Talbot: Fracking in national parks threatens conservation efforts

Although national parks are—by definition—federally protected lands, they are not always protected from one inherently harmful activity: hydraulic fracturing, or “fracking.”

President Barack Obama’s administration has technically banned fracking on lands owned by the federal government and Native American tribes, but the ban doesn’t always hold up. The land around these lands is fair game, threatening the ecosystems within them.

Fracking is the method used to extract up to 90 percent of domestic oil and natural gas in the United States. It involves injecting hundreds of chemical compounds into the ground to push up the fossil fuels that are locked away in the Earth. Fracking has been linked to manmade earthquakes, contaminated water, assorted health problems and a high risk of death on the job.

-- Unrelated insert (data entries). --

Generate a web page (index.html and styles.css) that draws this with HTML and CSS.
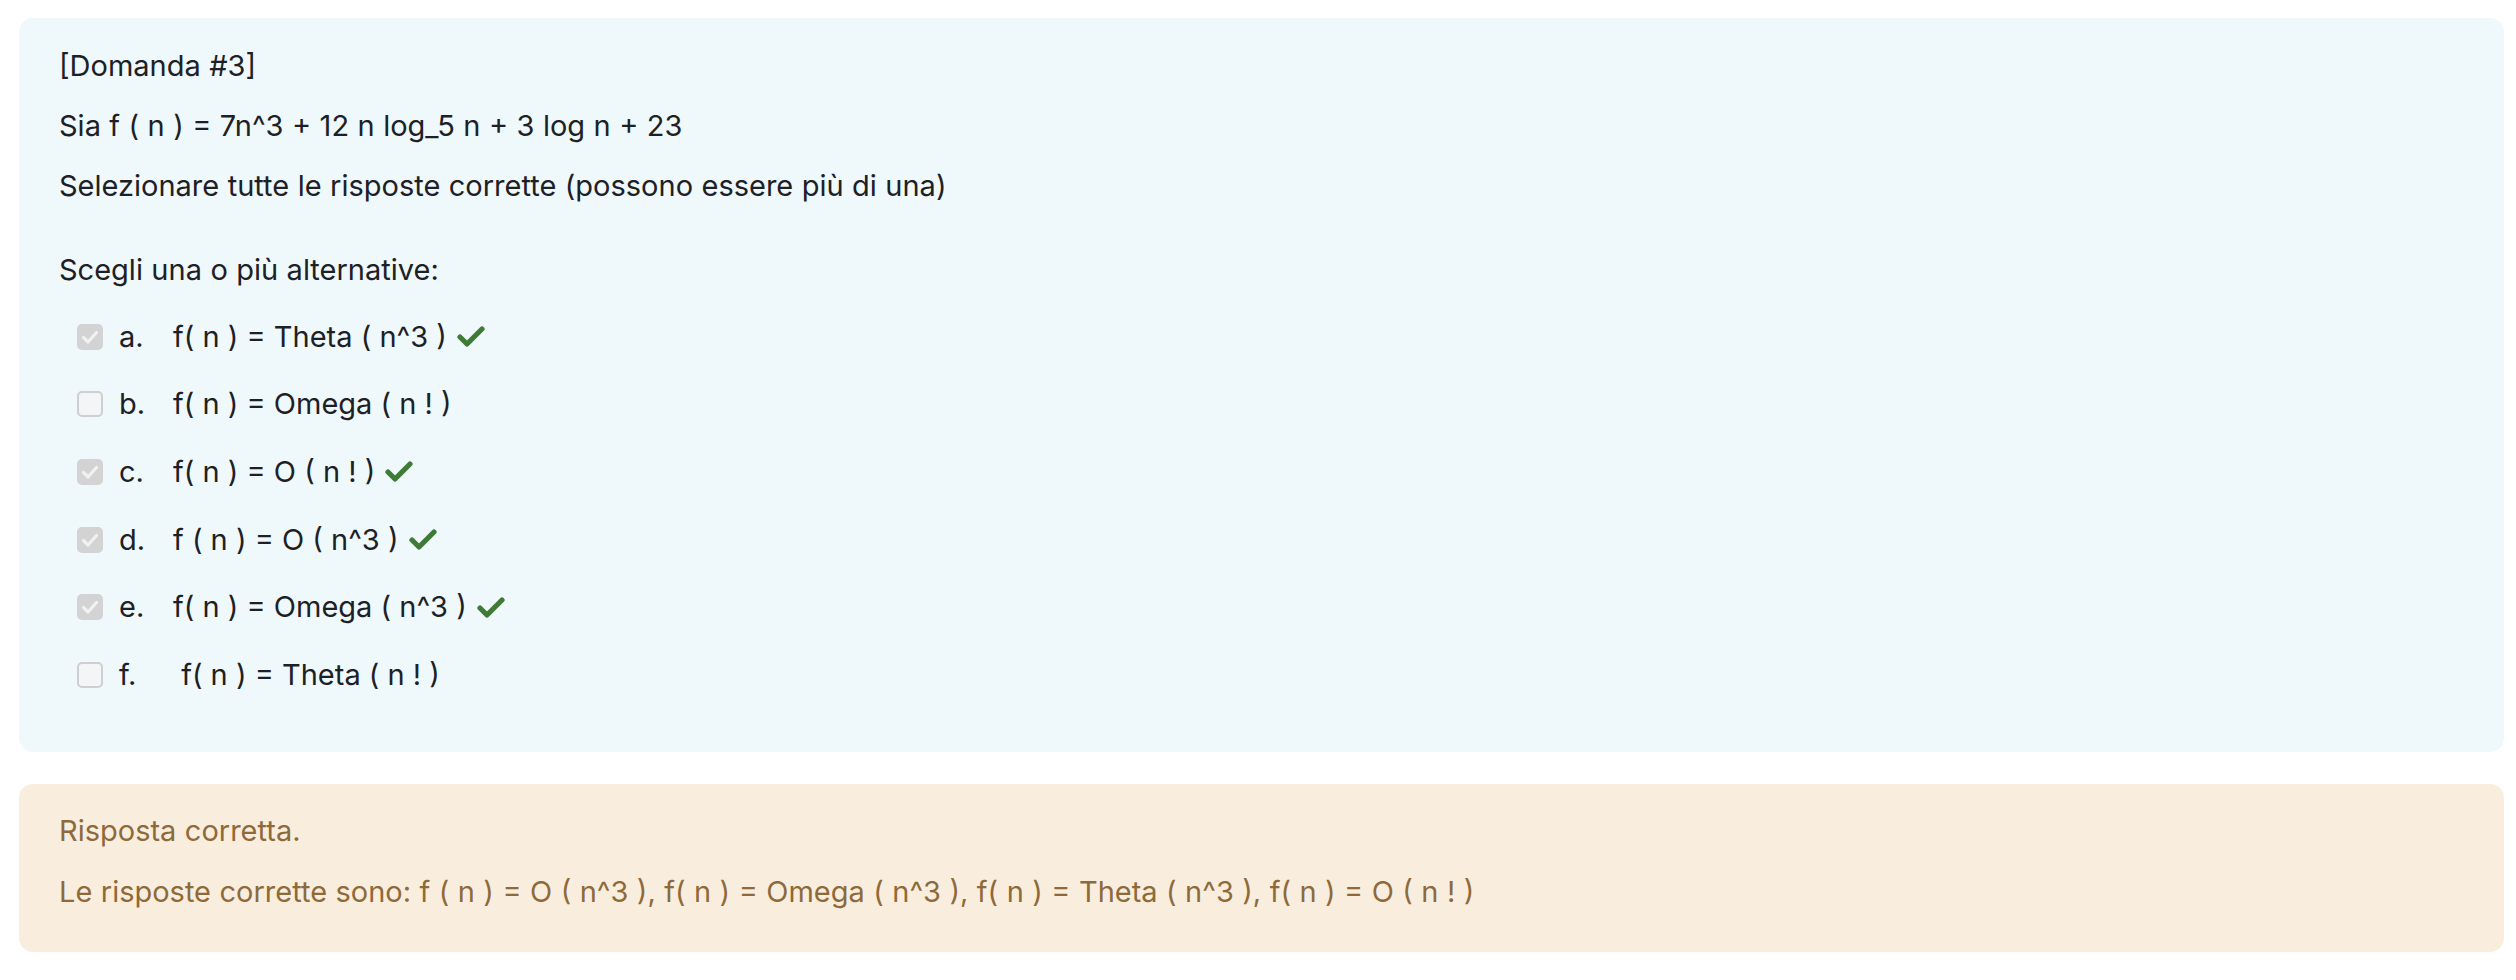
FILE: index.html
```html
<!DOCTYPE html>
<html lang="it">
<head>
<meta charset="utf-8">
<title>Domanda 3</title>
<link rel="stylesheet" href="styles.css">
</head>
<body>
<div class="page">
  <div class="formulation">
    <p class="line">[Domanda #3]</p>
    <p class="line">Sia f ( n ) = 7n^3 + 12 n log_5 n + 3 log n + 23</p>
    <p class="line">Selezionare tutte le risposte corrette (possono essere più di una)</p>
    <p class="line prompt">Scegli una o più alternative:</p>
    <div class="answers">
      <div class="opt">
        <span class="cb checked"><svg viewBox="0 0 26 26"><path d="M6.5 13.5l4.5 4.5 8.5-9.5" fill="none" stroke="#f1f1f1" stroke-width="3.2" stroke-linecap="round" stroke-linejoin="round"/></svg></span>
        <span class="num">a.</span>
        <span class="txt">f( n ) = Theta ( n^3 )</span>
        <svg class="ok" viewBox="0 0 28 21"><path d="M3 11l7 7L25 3" fill="none" stroke="#3f7b37" stroke-width="5.2" stroke-linecap="round" stroke-linejoin="round"/></svg>
      </div>
      <div class="opt">
        <span class="cb"></span>
        <span class="num">b.</span>
        <span class="txt">f( n ) = Omega ( n ! )</span>
      </div>
      <div class="opt">
        <span class="cb checked"><svg viewBox="0 0 26 26"><path d="M6.5 13.5l4.5 4.5 8.5-9.5" fill="none" stroke="#f1f1f1" stroke-width="3.2" stroke-linecap="round" stroke-linejoin="round"/></svg></span>
        <span class="num">c.</span>
        <span class="txt">f( n ) = O ( n ! )</span>
        <svg class="ok" viewBox="0 0 28 21"><path d="M3 11l7 7L25 3" fill="none" stroke="#3f7b37" stroke-width="5.2" stroke-linecap="round" stroke-linejoin="round"/></svg>
      </div>
      <div class="opt">
        <span class="cb checked"><svg viewBox="0 0 26 26"><path d="M6.5 13.5l4.5 4.5 8.5-9.5" fill="none" stroke="#f1f1f1" stroke-width="3.2" stroke-linecap="round" stroke-linejoin="round"/></svg></span>
        <span class="num">d.</span>
        <span class="txt">f ( n ) = O ( n^3 )</span>
        <svg class="ok" viewBox="0 0 28 21"><path d="M3 11l7 7L25 3" fill="none" stroke="#3f7b37" stroke-width="5.2" stroke-linecap="round" stroke-linejoin="round"/></svg>
      </div>
      <div class="opt">
        <span class="cb checked"><svg viewBox="0 0 26 26"><path d="M6.5 13.5l4.5 4.5 8.5-9.5" fill="none" stroke="#f1f1f1" stroke-width="3.2" stroke-linecap="round" stroke-linejoin="round"/></svg></span>
        <span class="num">e.</span>
        <span class="txt">f( n ) = Omega ( n^3 )</span>
        <svg class="ok" viewBox="0 0 28 21"><path d="M3 11l7 7L25 3" fill="none" stroke="#3f7b37" stroke-width="5.2" stroke-linecap="round" stroke-linejoin="round"/></svg>
      </div>
      <div class="opt">
        <span class="cb"></span>
        <span class="num">f.</span>
        <span class="txt">&nbsp;f( n ) = Theta ( n ! )</span>
      </div>
    </div>
  </div>
  <div class="outcome">
    <p class="line">Risposta corretta.</p>
    <p class="line">Le risposte corrette sono: f ( n ) = O ( n^3 ), f( n ) = Omega ( n^3 ), f( n ) = Theta ( n^3 ), f( n ) = O ( n ! )</p>
  </div>
</div>
</body>
</html>
```

FILE: styles.css
```css
html, body {
  margin: 0;
  padding: 0;
  background: #ffffff;
}
body {
  font-family: Inter, "Noto Sans", "Liberation Sans", sans-serif;
  font-size: 29px;
  color: #1d2125;
}
.page {
  display: flex;
  flex-direction: column;
  gap: 32px;
  padding: 18px 12px 0 19px;
}
.line {
  margin: 0;
  line-height: 60px;
  white-space: nowrap;
  word-spacing: 0.3px;
}
.formulation {
  background: #eff8fb;
  border-radius: 14px;
  padding: 18px 40px 43px;
}
.prompt {
  margin-top: 24px;
}
.answers {
  display: flex;
  flex-direction: column;
  padding: 3px 0 0 18px;
}
.opt {
  height: 67.6px;
  display: flex;
  align-items: center;
  line-height: 60px;
}
.cb {
  width: 26px;
  height: 26px;
  box-sizing: border-box;
  border-radius: 5px;
  border: 2px solid #cdcfd1;
  background: #f4f5f6;
  display: flex;
  margin-right: 16px;
}
.cb.checked {
  border-color: #d3d3d3;
  background: #d3d3d3;
}
.cb svg {
  width: 26px;
  height: 26px;
  margin: -2px;
}
.num {
  width: 54px;
}
.ok {
  width: 28px;
  height: 21px;
  margin-left: 10px;
}
.outcome {
  background: #f9eede;
  color: #8e6a3a;
  border-radius: 14px;
  padding: 17px 40px 30px;
}
.outcome .line + .line {
  margin-top: 1px;
}
```
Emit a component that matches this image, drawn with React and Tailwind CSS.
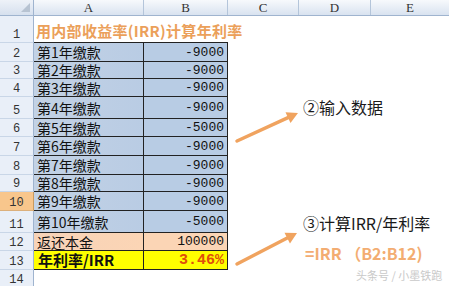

North Dakota—home to a large supply of American oil—also happens to be the location of Theodore Roosevelt National Park, perhaps the most unfortunate and well-known example of fracking near federal lands gone wrong. Drills and signs warning visitors of poisonous hydrogen sulfide gas surround the park. Left unchecked, the industry can and will destroy it from the outside in, and numerous other parks from Pennsylvania to Colorado are similarly threatened.

Fracking may be illegal here in New York State for now, but there are no guarantees for the future. Gov. Andrew Cuomo officially instituted the ban in December 2014, but it’s non-permanent and could easily be lifted by a future administration amid growing resistance and threats of secession from border counties.

Though there are certainly plenty of humanity-related reasons for limiting fracking—such as carbon emissions, human rights and human health—there is also the matter of what happens to the land we frack on, regardless of whether or not there is a human population living there to breathe the water and drink the air.

If the ban were ever lifted in New York, places like Letchworth State Park could be fair game—and all of its multispecies residents would have no voice to speak out against the assault on their habitats. Meanwhile, across the country, ecosystems surrounding and within supposedly protected lands are already under attack.

For climate deniers and anti-environmentalists, even money is not always on the side of the frackers. The domestic oil and gas market has recently taken a nosedive, with several new fracking companies filing for bankruptcy. So, on top of being destructive and dangerous, fracking is often not even profitable.

There are certainly economic benefits to protecting parks, too. These national parks bring in money and tourists tend to be more inclined to visit a peaceful, picturesque field than an oil field.

Taken together, these moral and economic objections should be more than enough to start a green energy revolution—or, at the very least, to pass some stricter regulations regarding who can frack where. Our elected officials may waver on the subject, but public opinion counts for a lot.

If we as citizens collectively allow conservation to fall by the wayside, we will have no one to blame but ourselves when there is no wilderness left.